**Short exercise**
Your job is to return the lines between the line holding "Recreate this image" and the line holding "const toggle = (i: number)", inclusive, exactly and with no pictures.

^^^^

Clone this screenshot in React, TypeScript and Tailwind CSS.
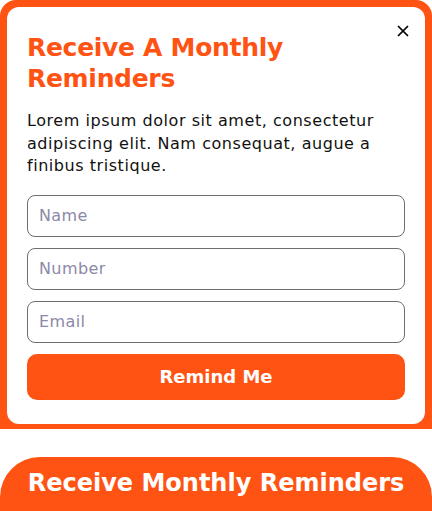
import { X } from "lucide-react"

export default function App() {
  const font = { fontFamily: '"DejaVu Sans", "Noto Sans", sans-serif' }
  return (
    <div className="w-[432px] h-[511px] bg-white overflow-hidden" style={font}>
      {/* Popup */}
      <div className="bg-[#ff5314] rounded-t-[16px] pt-[7px] px-[7px] pb-[5px]">
        <div className="relative bg-white rounded-[12px] px-[20px] pt-[25px] pb-[24px]">
          <button className="absolute right-[13px] top-[15px] text-black">
            <X size={18} strokeWidth={2.3} />
          </button>
          <h2 className="text-[#ff5314] font-bold text-[25px] leading-[31px] tracking-[-0.3px]">
            Receive A Monthly
            <br />
            Reminders
          </h2>
          <p className="mt-[16px] text-[16px] leading-[22.5px] tracking-[0.55px] text-[#111]">
            Lorem ipsum dolor sit amet, consectetur adipiscing elit. Nam consequat, augue a finibus tristique.
          </p>
          <form className="mt-[17px] flex flex-col gap-[11px]" onSubmit={(e) => e.preventDefault()}>
            {["Name", "Number", "Email"].map((p) => (
              <input
                key={p}
                placeholder={p}
                className="h-[42px] w-full rounded-[8px] border border-[#6e6e6e] px-[11px] text-[16px] tracking-[0.4px] placeholder:text-[#8c89a8] outline-none"
                style={font}
              />
            ))}
            <button
              type="submit"
              className="h-[46px] w-full rounded-[10px] bg-[#ff5314] text-white font-bold text-[18px]"
              style={font}
            >
              Remind Me
            </button>
          </form>
        </div>
      </div>

      {/* Tab */}
      <div className="mt-[28px] h-[60px] bg-[#ff5314] rounded-t-[40px] flex justify-center pt-[11px]">
        <span className="text-white font-bold text-[24px] leading-[30px]">Receive Monthly Reminders</span>
      </div>
    </div>
  )
}
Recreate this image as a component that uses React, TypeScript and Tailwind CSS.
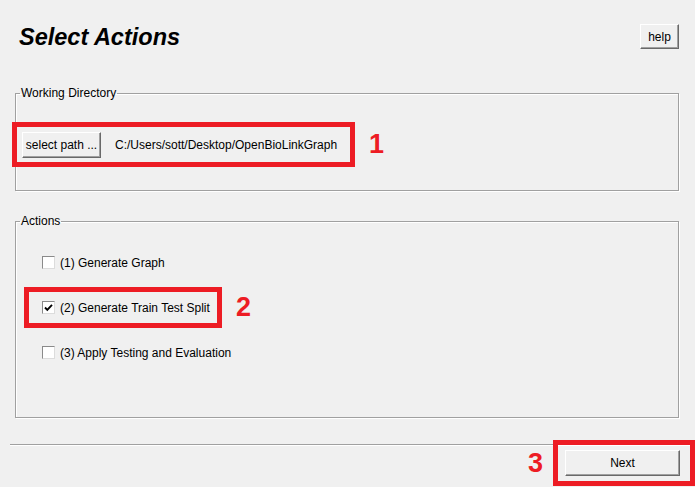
import { useState } from 'react'

const btn =
  'flex items-center justify-center bg-[#f0f0f0] border border-t-white border-l-white border-r-[#696969] border-b-[#696969] shadow-[inset_-1px_-1px_0_#a0a0a0] text-[12px] text-black'

const group = 'mx-[15px] mr-[16px] border border-[#a0a0a0] shadow-[inset_1px_1px_0_#ffffff,1px_1px_0_#ffffff]'

function Check({ checked, onChange }: { checked: boolean; onChange: () => void }) {
  return (
    <button
      onClick={onChange}
      className="flex h-[13px] w-[13px] shrink-0 items-center justify-center border border-t-[#8a8a8a] border-l-[#8a8a8a] border-r-[#dcdcdc] border-b-[#dcdcdc] bg-white"
    >
      {checked && (
        <svg width="9" height="9" viewBox="0 0 9 9">
          <path d="M1 4.5 L3.3 6.8 L8 1.8" fill="none" stroke="#000" strokeWidth="1.9" />
        </svg>
      )}
    </button>
  )
}

function Mark({ n }: { n: string }) {
  return <span className="text-[27px] font-bold leading-none text-[#ed1c24]">{n}</span>
}

export default function App() {
  const [checks, setChecks] = useState([false, true, false])
  const toggle = (i: number) => setChecks((prev) => prev.map((v, j) => (j === i ? !v : v)))

  return (
    <div className="flex h-[487px] w-[695px] flex-col overflow-hidden bg-[#f0f0f0] font-['Liberation_Sans',Arial,sans-serif] text-black">
      <header className="flex h-[49px] items-end justify-between pl-[19px] pr-[16px]">
        <h1 className="flex h-[25px] items-center text-[23.5px] font-bold italic leading-[25px] translate-y-[1px]">Select Actions</h1>
        <button className={btnClass('h-[25px] w-[39px]')}>help</button>
      </header>

      <fieldset className={group + ' mt-[37px] pb-[23px]'}>
        <legend className="ml-[4px] px-px text-[12px] leading-[14px]">Working Directory</legend>
        <div className="mt-[22px] flex items-center gap-[14px]">
          <div className="-ml-[4px] flex h-[45px] w-[343px] items-center gap-[14px] border-[5px] border-[#ed1c24] pl-[5px]">
            <button className={btnClass('h-[26px] w-[79px]')}>select path ...</button>
            <span className="text-[12px]">C:/Users/sott/Desktop/OpenBioLinkGraph</span>
          </div>
          <Mark n="1" />
        </div>
      </fieldset>

      <fieldset className={group + ' mt-[23px] pb-[42px] pt-[12px]'}>
        <legend className="ml-[4px] px-px text-[12px] leading-[14px]">Actions</legend>
        <div className="flex h-[45px] items-center gap-[5px] pl-[26px] text-[12px]">
          <Check checked={checks[0]} onChange={() => toggle(0)} />
          <span>(1) Generate Graph</span>
        </div>
        <div className="flex h-[45px] items-center gap-[14px]">
          <div className="ml-[8px] flex h-[41px] w-[198px] items-center gap-[5px] border-[5px] border-[#ed1c24] pl-[13px] text-[12px]">
            <Check checked={checks[1]} onChange={() => toggle(1)} />
            <span>(2) Generate Train Test Split</span>
          </div>
          <Mark n="2" />
        </div>
        <div className="flex h-[45px] items-center gap-[5px] pl-[26px] text-[12px]">
          <Check checked={checks[2]} onChange={() => toggle(2)} />
          <span>(3) Apply Testing and Evaluation</span>
        </div>
      </fieldset>

      <div className="ml-[10px] mt-[26px] border-t border-b border-t-[#a0a0a0] border-b-white" />

      <div className="relative -mt-[6px] flex items-center justify-end gap-[10px]">
        <Mark n="3" />
        <div className="flex h-[46px] w-[142px] items-center border-[5px] border-[#ed1c24] pl-[7px]">
          <button className={btnClass('h-[26px] w-[115px]')}>Next</button>
        </div>
      </div>
    </div>
  )
}

function btnClass(extra: string) {
  return btn + ' ' + extra
}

^^^^

**Solution to this problem**
Recreate this image as a component that uses React, TypeScript and Tailwind CSS.
import { useState } from 'react'

const btn =
  'flex items-center justify-center bg-[#f0f0f0] border border-t-white border-l-white border-r-[#696969] border-b-[#696969] shadow-[inset_-1px_-1px_0_#a0a0a0] text-[12px] text-black'

const group = 'mx-[15px] mr-[16px] border border-[#a0a0a0] shadow-[inset_1px_1px_0_#ffffff,1px_1px_0_#ffffff]'

function Check({ checked, onChange }: { checked: boolean; onChange: () => void }) {
  return (
    <button
      onClick={onChange}
      className="flex h-[13px] w-[13px] shrink-0 items-center justify-center border border-t-[#8a8a8a] border-l-[#8a8a8a] border-r-[#dcdcdc] border-b-[#dcdcdc] bg-white"
    >
      {checked && (
        <svg width="9" height="9" viewBox="0 0 9 9">
          <path d="M1 4.5 L3.3 6.8 L8 1.8" fill="none" stroke="#000" strokeWidth="1.9" />
        </svg>
      )}
    </button>
  )
}

function Mark({ n }: { n: string }) {
  return <span className="text-[27px] font-bold leading-none text-[#ed1c24]">{n}</span>
}

export default function App() {
  const [checks, setChecks] = useState([false, true, false])
  const toggle = (i: number) => setChecks((prev) => prev.map((v, j) => (j === i ? !v : v)))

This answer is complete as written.